Having series hybrid there is weight penalty of two brushless DC motors and the engine and the battery, but no other systems. The engine runs the brushless DC motor without reduction gear and the motor that is used as generator can be designed to operate at the rpm the engine operates. The other motor which drives the prop can be made to operate at low rpm.
-> this sytem has NO:
- weight penalty of reduction gear unit
- reliability penalty of reduction gear unit
- need for propeller clutch and the associated reliability penalty and weight penalty
- need for drive shaft to achieve aerodynamic cowling shape

You already listed the most of the pros for the diesel direct drive. I list the cons:
The diesel direct drive cons:
- would not work without clutch, the power pulses would make the prop come off in flight if it did not fail on ground testing already
- does not get necessary power to weight ratio from the engine because of the need to run it at low rpm because of the prop requires low rpm
- weight penalty of the additional gear reduction unit
- reliability penalty of the additional gear reduction unit
- weight penalty of the clutch
- reliability penalty of the clutch (in Thielert engines they have failed now and then, especially in the original design, the latest engine models might have addressed this issue but I am not sure)
- added complexity for the conversion, this is a major consideration in homebuilt experimental since added complexity can add lots of cost in terms of labor if it goes very much beyond "I can do that myself".
- aerodynamic cowling shape may require drive shaft, and reliable drive shaft has been proven to be hard to design and manufacture such way that it would be 100% reliable
- the diesel engine is harder for the prop than a electric motor because of power pulses (even with clutch) and more expensive propeller is needed than would be needed with the electric motor alone.
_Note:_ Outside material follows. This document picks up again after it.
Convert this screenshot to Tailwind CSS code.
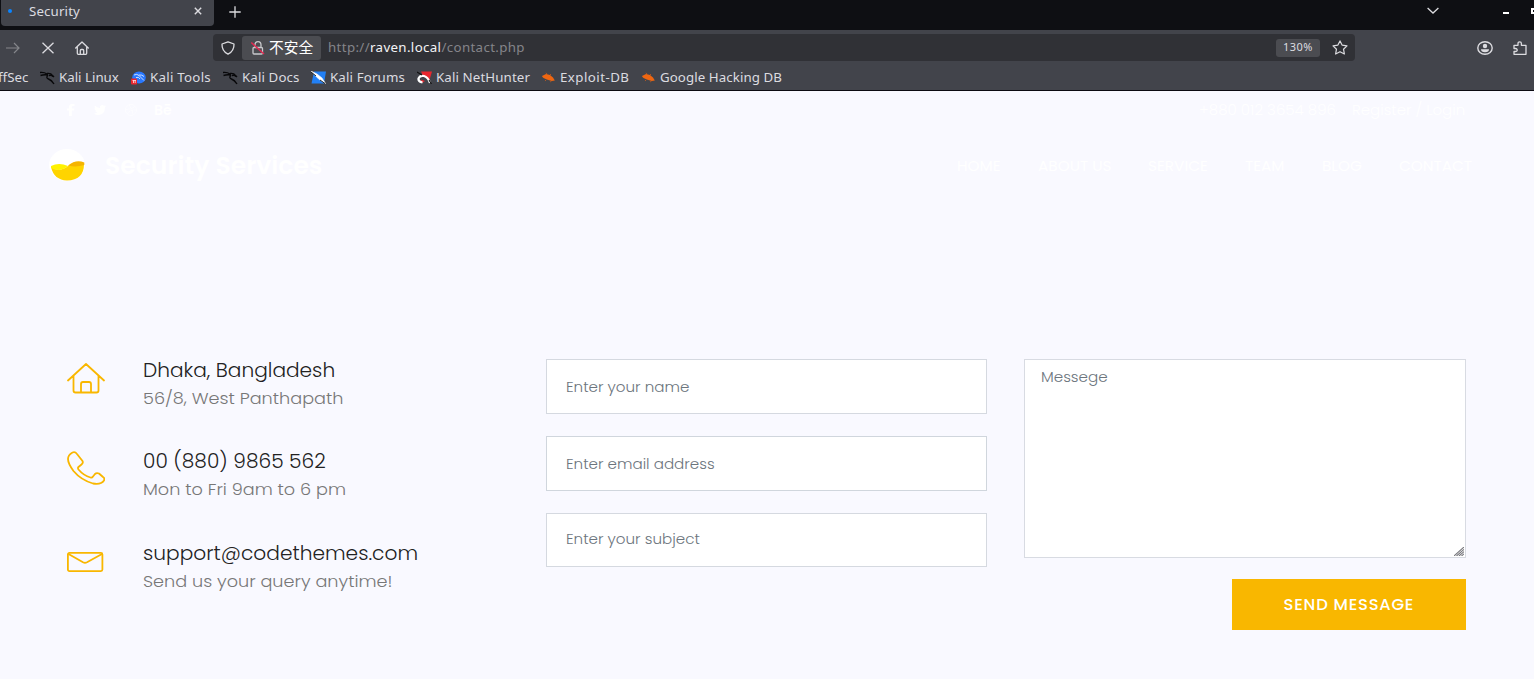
<!DOCTYPE html>
<html lang="en">
<head>
  <meta charset="UTF-8" />
  <meta name="viewport" content="width=device-width, initial-scale=1" />
  <title>Security</title>
  <script src="https://cdn.jsdelivr.net/npm/@tailwindcss/browser@4"></script>
</head>
<body class="w-[1534px] h-[679px] overflow-hidden bg-[#f9f9ff] font-['Noto_Sans','Noto_Sans_CJK_SC',sans-serif]">

  <!-- Tab bar -->
  <div class="h-[30px] bg-[#0e0f13] flex items-start text-[#dcdce0]">
    <div class="w-[213px] h-[26px] ml-px bg-[#42444b] rounded-b-[4px] flex items-center">
      <span class="w-1 h-1 rounded-full bg-[#0a84ff] ml-[7px] mb-1"></span>
      <span class="ml-[17px] mb-[3px] text-[13.3px] tracking-[0.14px]">Security</span>
      <svg class="w-2 h-2 ml-auto mr-3 mb-1" viewBox="0 0 8 8" fill="none" stroke="currentColor" stroke-width="1.4"><path d="M.8.8l6.4 6.4M7.2.8L.8 7.2" /></svg>
    </div>
    <svg class="w-3 h-3 ml-[15px] mt-[6px]" viewBox="0 0 12 12" fill="none" stroke="currentColor" stroke-width="1.3"><path d="M6 .3v11.4M.3 6h11.4" /></svg>
    <svg class="w-3 h-[7px] ml-auto mt-[7px]" viewBox="0 0 12 7" fill="none" stroke="currentColor" stroke-width="1.3"><path d="M.6 1L6 6l5.4-5" /></svg>
    <span class="w-[6px] h-[2px] bg-white ml-[64px] mt-[12px]"></span>
    <span class="w-[3px] h-[6px] border-2 border-r-0 border-white ml-[22px] mt-[8px]"></span>
  </div>

  <!-- Toolbar -->
  <div class="h-8 bg-[#42444b] flex items-center text-[#dcdce0] pt-[3px]">
    <svg class="w-[14px] h-3 ml-[6px] text-[#85868b]" viewBox="0 0 14 12" fill="none" stroke="currentColor" stroke-width="1.2"><path d="M0 6h13M8 1l5 5-5 5" /></svg>
    <svg class="w-3 h-3 ml-[22px]" viewBox="0 0 12 12" fill="none" stroke="currentColor" stroke-width="1.3"><path d="M.5.8l11 10.4M11.5.8L.5 11.2" /></svg>
    <svg class="w-[14px] h-[14px] ml-[21px]" viewBox="0 0 14 14" fill="none" stroke="currentColor" stroke-width="1.3" stroke-linejoin="round" stroke-linecap="round"><path d="M.7 7L7 1l6.3 6M2.3 6v6.3q0 1 1 1h7.4q1 0 1-1V6M5.3 13V9.5q0-1 1-1h1.4q1 0 1 1V13" /></svg>
    <div class="w-[1142px] h-[27px] ml-[124px] bg-[#303136] rounded-[4px] flex items-center">
      <svg class="w-[14px] h-[14px] ml-[8px]" viewBox="0 0 14 14" fill="none" stroke="currentColor" stroke-width="1.3" stroke-linejoin="round"><path d="M7 .8L13 3q.3 7-6 10.2Q.7 10 1 3z" /></svg>
      <div class="w-[79px] h-6 ml-[7px] bg-[#4b4c51] rounded-[3px] flex items-center">
        <svg class="w-[14px] h-[14px] ml-[9px]" viewBox="0 0 14 14" fill="none" stroke="#c9c9cd" stroke-width="1.3"><path d="M4 6V4q0-3.300 3-3.300T10 4v2M3 6.500h7.500q1 0 1 1V12q0 1-1 1H3q-1 0-1-1V7.500q0-1 1-1z" /><path stroke="#e22850" stroke-width="1.500" d="M.3 1.500L13 13" /></svg>
        <span class="ml-[4px] text-[14.7px] text-white whitespace-nowrap">不安全</span>
      </div>
      <span class="ml-[7px] text-[13.3px] tracking-[0.36px] text-[#85858a] whitespace-nowrap">http://<span class="text-[#f4f4f6]">raven.local</span>/contact.php</span>
      <div class="w-[44px] h-[18px] ml-auto bg-[#4b4c51] rounded-[3px] flex items-center justify-center"><span class="text-[11px] tracking-[0.45px]">130%</span></div>
      <svg class="w-4 h-[15px] ml-[12px] mr-[7px]" viewBox="0 0 16 15" fill="none" stroke="currentColor" stroke-width="1.2" stroke-linejoin="round"><path d="M8 .9l2.100 4.200 4.900.8-3.500 3.300.9 4.800L8 11.700 3.600 14l.9-4.800L1 5.900l4.900-.8z" /></svg>
    </div>
    <svg class="w-4 h-[14px] ml-[122px]" viewBox="0 0 16 14"><ellipse cx="8" cy="7" rx="7.2" ry="6.3" fill="none" stroke="currentColor" stroke-width="1.4" /><circle cx="8" cy="5" r="2.2" fill="currentColor" /><path d="M4 8.300h8q0 3-4 3t-4-3z" fill="currentColor" /></svg>
    <svg class="w-[14px] h-[14px] ml-[20px] shrink-0" viewBox="0 0 14 14" fill="none" stroke="currentColor" stroke-width="1.3" stroke-linejoin="round"><path d="M1 13.300V10.500h1.500q1.700 0 1.700-1.500T2.500 7.500H1V4.300h4V2.500Q5 .8 6.700.8t1.700 1.700v1.800H13v9z" /></svg>
  </div>

  <!-- Bookmarks -->
  <div class="h-[29px] pt-[3px] bg-[#42444b] border-b border-[#0c0b12] flex items-center text-[13.3px] text-[#dcdce0] whitespace-nowrap">
    <span class="w-[40px]"><span class="-ml-[2px]">ffSec</span></span>
    <a class="w-[91px] flex items-center gap-[4px]">
      <svg class="w-[15px] h-[14px] shrink-0" viewBox="0 0 15 14" fill="none" stroke="#08080a" stroke-width="1.4"><path d="M0 1.500q4-.5 7 1.500M.5 4.500Q4 3.200 8 4M8 4q-2.500 3 .5 4t5.500 5M7 2.500q4-.5 5.500 2l1.500 1.500M9 4.500q3-.5 4 1" /></svg>
      <span>Kali Linux</span>
    </a>
    <a class="w-[92px] flex items-center gap-[4px]">
      <svg class="w-[15px] h-[14px] shrink-0" viewBox="0 0 15 14"><ellipse cx="8" cy="6.5" rx="6.8" ry="6" fill="#2878ff" /><path d="M3 4q3-1.500 5 .5t5 5M5 6.500q3-1 4 1.500M8 4q3-.5 5 1.500" fill="none" stroke="#dce8ff" stroke-width=".9" /><rect y="7.5" width="6" height="6" rx="1" fill="#e8272f" /><path d="M1.500 9.500h3.500M2.500 9.500v2.500M4.200 9.500v2.500" stroke="#fff" stroke-width=".7" /></svg>
      <span class="tracking-[0.26px]">Kali Tools</span>
    </a>
    <a class="w-[88px] flex items-center gap-[4px]">
      <svg class="w-[15px] h-[14px] shrink-0" viewBox="0 0 15 14" fill="none" stroke="#08080a" stroke-width="1.4"><path d="M0 1.500q4-.5 7 1.500M.5 4.500Q4 3.200 8 4M8 4q-2.500 3 .5 4t5.500 5M7 2.500q4-.5 5.500 2l1.500 1.500M9 4.500q3-.5 4 1" /></svg>
      <span class="tracking-[0.11px]">Kali Docs</span>
    </a>
    <a class="w-[106px] flex items-center gap-[4px]">
      <svg class="w-[15px] h-[13px] shrink-0" viewBox="0 0 15 13"><path d="M3 .5h12l-2 12H.5z" fill="#2280f5" /><path d="M0 0l6 3 5 4 3.500 5.500-5-3-4-3.500z" fill="#fff" stroke="#fff" stroke-width=".6" /><path d="M0 1l5 4M9 9l5 3.500" stroke="#222" stroke-width="1" /></svg>
      <span class="tracking-[0.14px]">Kali Forums</span>
    </a>
    <a class="w-[125px] flex items-center gap-[4px]">
      <svg class="w-[15px] h-[13px] shrink-0" viewBox="0 0 15 13"><path d="M4 .5h11L12.500 9 6 5z" fill="#e8272f" /><path d="M4 8.500l4 1.500-3 2z" fill="#e8272f" /><path d="M5.500 11.500Q1 10.500 1.500 7.500 3 4 7 5t6 7" fill="none" stroke="#fff" stroke-width="2.2" /><path d="M0 1l5 3M12 9l2.500 4" stroke="#111" stroke-width="1.100" /></svg>
      <span class="tracking-[0.11px]">Kali NetHunter</span>
    </a>
    <a class="w-[100px] flex items-center gap-[5px]">
      <svg class="w-[13px] h-[11px] shrink-0" viewBox="0 0 13 11"><path d="M1 3.500l3-1.500 4 1 3 2.500 1.800 3-3 .5-5-1.500L1.500 6 0 4.500z" fill="#ee6611" /><path d="M5 2L4 .8M8 3l1-1M4 8l-1 1M9 9l-.5 1.200" stroke="#ee6611" stroke-width=".6" /></svg>
      <span class="tracking-[0.45px]">Exploit-DB</span>
    </a>
    <a class="flex items-center gap-[5px]">
      <svg class="w-[13px] h-[11px] shrink-0" viewBox="0 0 13 11"><path d="M1 3.500l3-1.500 4 1 3 2.500 1.800 3-3 .5-5-1.500L1.500 6 0 4.500z" fill="#ee6611" /><path d="M5 2L4 .8M8 3l1-1M4 8l-1 1M9 9l-.5 1.200" stroke="#ee6611" stroke-width=".6" /></svg>
      <span class="tracking-[0.07px]">Google Hacking DB</span>
    </a>
  </div>

  <div class="font-[Poppins,Inter,sans-serif]">
    <!-- Header -->
    <header class="h-[268px] text-white">
      <div class="h-[38px] pl-[67px] pr-[76px] flex items-center text-[14px] font-light whitespace-nowrap">
        <svg class="w-2 h-3" viewBox="0 0 8 12" fill="currentColor"><path d="M2 12V6.500H0v-2h2V3q0-3 3-3h2.500v2H6Q4.800 2 4.800 3v1.500h2.700L7 6.500H4.800V12z" /></svg>
        <svg class="w-3 h-[10px] ml-[19px]" viewBox="0 0 12 10" fill="currentColor"><path d="M0 8.500q2 0 3.200-1Q1.500 7 1.200 5.800h1Q.4 5 .4 3.200l1 .3Q0 2.200.8.4 3 2.800 6 2.900 5.700 0 8.300 0q1 0 1.700.8L11.600.2 10.800 1.500 12 1.200 11 2.500Q10.800 10 4 10 1.700 10 0 8.500z" /></svg>
        <svg class="w-3 h-3 ml-[19px] opacity-60" viewBox="0 0 12 12" fill="none" stroke="currentColor"><circle cx="6" cy="6" r="5.5" /><path d="M4 1q4 4 4 10M1 5.500q6 0 9-3M2 10q3-5 9-4" /></svg>
        <span class="ml-[17px] font-semibold">Bē</span>
        <span class="ml-auto origin-left scale-x-[1.07]">+880 012 3654 896</span>
        <span class="ml-[25px] origin-left scale-x-[1.07]">Register / Login</span>
      </div>
      <div class="h-[74px] pl-[49px] pr-[62px] flex items-center">
        <svg class="w-[36px] h-[32px] mb-[2px]" viewBox="0 0 36 32"><ellipse cx="18" cy="16" rx="18" ry="16" fill="#fff" /><path d="M2 18q8 6 17-1t16-2q0 16-17 16.500Q5 31 2 18z" fill="#ffd400" /><path d="M19 16.500Q27 10 35.300 13.500v2.500q-8 2.500-16.300.5z" fill="#f5b400" /><path d="M2 17q8-4 17 0-8 7-17 2z" fill="#fff200" /></svg>
        <span class="ml-[20px] text-[24px] font-semibold whitespace-nowrap origin-left scale-x-[1.045]">Security Services</span>
        <nav class="ml-auto flex text-[14px] whitespace-nowrap">
          <a class="w-[81px]"><span class="inline-block origin-left scale-x-[1.09]">HOME</span></a>
          <a class="w-[110px]"><span class="inline-block origin-left scale-x-[1.09]">ABOUT US</span></a>
          <a class="w-[97px]"><span class="inline-block origin-left scale-x-[1.09]">SERVICE</span></a>
          <a class="w-[77px]"><span class="inline-block origin-left scale-x-[1.09]">TEAM</span></a>
          <a class="w-[77px]"><span class="inline-block origin-left scale-x-[1.09]">BLOG</span></a>
          <a class="w-[73px]"><span class="inline-block origin-left scale-x-[1.09]">CONTACT</span></a>
        </nav>
      </div>
    </header>

    <!-- Contact -->
    <main class="pl-[67px] flex items-start">
      <div class="w-[479px] flex flex-col whitespace-nowrap">
        <div class="h-[91px] flex">
          <svg class="w-[38px] h-[32px] mt-[4px]" viewBox="0 0 38 32" fill="none" stroke="#f9b700" stroke-width="1.8" stroke-linecap="round" stroke-linejoin="round"><path d="M1 17.500L19 1l18 16.500M6.500 13v14.500q0 2 2 2h21q2 0 2-2V13M14 29V21q0-2 2-2h6q2 0 2 2V29" /></svg>
          <div class="ml-[38px] mt-px">
            <h3 class="text-[19px] leading-[22px] font-light text-[#222222]"><span class="inline-block origin-left scale-x-[1.06]">Dhaka, Bangladesh</span></h3>
            <p class="mt-[5px] text-[16px] leading-[24px] font-light text-[#777777]"><span class="inline-block origin-left scale-x-[1.104]">56/8, West Panthapath</span></p>
          </div>
        </div>
        <div class="h-[92px] flex">
          <svg class="w-[38px] h-[34px] mt-px" viewBox="0 0 38 34" fill="none" stroke="#f9b700" stroke-width="1.8" stroke-linejoin="round"><path d="M1 8Q1 4 5.500 1.500 8 .3 10 3l5.500 7q1 2-1 3.500l-3 2.500q-1 1 0 2.500 5 6 12 8 1.500.5 2.500-1l2-2.500q1.500-1.500 4-.5L36 26q2 1 1 3.500-3 4.500-11 3Q14 29 6.500 20 1 12.500 1 8z" /></svg>
          <div class="ml-[38px] mt-px">
            <h3 class="text-[19px] leading-[22px] font-light text-[#222222]"><span class="inline-block origin-left scale-x-[1.06]">00 (880) 9865 562</span></h3>
            <p class="mt-[5px] text-[16px] leading-[24px] font-light text-[#777777]"><span class="inline-block origin-left scale-x-[1.104]">Mon to Fri 9am to 6 pm</span></p>
          </div>
        </div>
        <div class="flex">
          <svg class="w-[38px] h-[20px] mt-[10px]" viewBox="0 0 38 20" fill="none" stroke="#f9b700" stroke-width="1.8" stroke-linejoin="round"><rect x=".9" y=".9" width="34.5" height="18.2" rx="1.5" /><path d="M1.500 2L16 10.300q2 1 4 0L35 2" /></svg>
          <div class="ml-[38px] mt-px">
            <h3 class="text-[19px] leading-[22px] font-light text-[#222222]"><span class="inline-block origin-left scale-x-[1.062]">support@codethemes.com</span></h3>
            <p class="mt-[5px] text-[16px] leading-[24px] font-light text-[#777777]"><span class="inline-block origin-left scale-x-[1.104]">Send us your query anytime!</span></p>
          </div>
        </div>
      </div>
      <form class="flex items-start text-[14px] font-light text-[#6c757d] whitespace-nowrap">
        <div class="w-[441px] flex flex-col gap-[22px]">
          <div class="h-[55px] px-[19px] pt-[2px] bg-white border border-[#d5d9e0] flex items-center"><span class="origin-left scale-x-[1.08]">Enter your name</span></div>
          <div class="h-[55px] px-[19px] pt-px bg-white border border-[#d0d6dd] flex items-center"><span class="origin-left scale-x-[1.08]">Enter email address</span></div>
          <div class="h-[54px] px-[19px] pb-px bg-white border border-[#d5d9e0] flex items-center"><span class="origin-left scale-x-[1.08]">Enter your subject</span></div>
        </div>
        <div class="w-[442px] ml-[37px] flex flex-col items-end">
          <div class="relative w-full h-[199px] px-[16px] py-[7px] bg-white border border-[#d8dbe2]">
            <span class="inline-block origin-left scale-x-[1.08]">Messege</span>
            <svg class="absolute right-px bottom-px w-[10px] h-[9px]" viewBox="0 0 10 9" stroke="#77777c" stroke-width="1.1"><path d="M0 9L10 0M2.500 9L10 2.300M5 9l5-4.400M7.500 9l2.500-2.200" /></svg>
          </div>
          <button class="w-[234px] h-[51px] mt-[21px] pt-[2px] bg-[#f9b700] text-white text-[15px] font-medium"><span class="inline-block scale-x-[1.09] tracking-[0.7px]">SEND MESSAGE</span></button>
        </div>
      </form>
    </main>
  </div>
</body>
</html>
There is however a case what has not been talked about for your case:
- planetary gear system for driving the electric motor and the diesel engine at the same time - Toyota Prius hybrid synergy drive thing. That is about bullet proof and single point of failure will not stop the prop, one motor is enough to continue driving the prop.
- This of course has associated weight penalty. On Toyota Prius it does not matter, but on aircraft it does matter.

Case for push-pull:
- To avoid drive shaft, the diesel engine would need to be the front engine.
- case for achieving any kind of laminar flow to the fuselage would be pretty much lost
- inefficiency problems on the rear prop because of the front prop. I have not quantified this on the other hand, apparently nobody is able to answer how much is the penalty, it is not even exact in literature.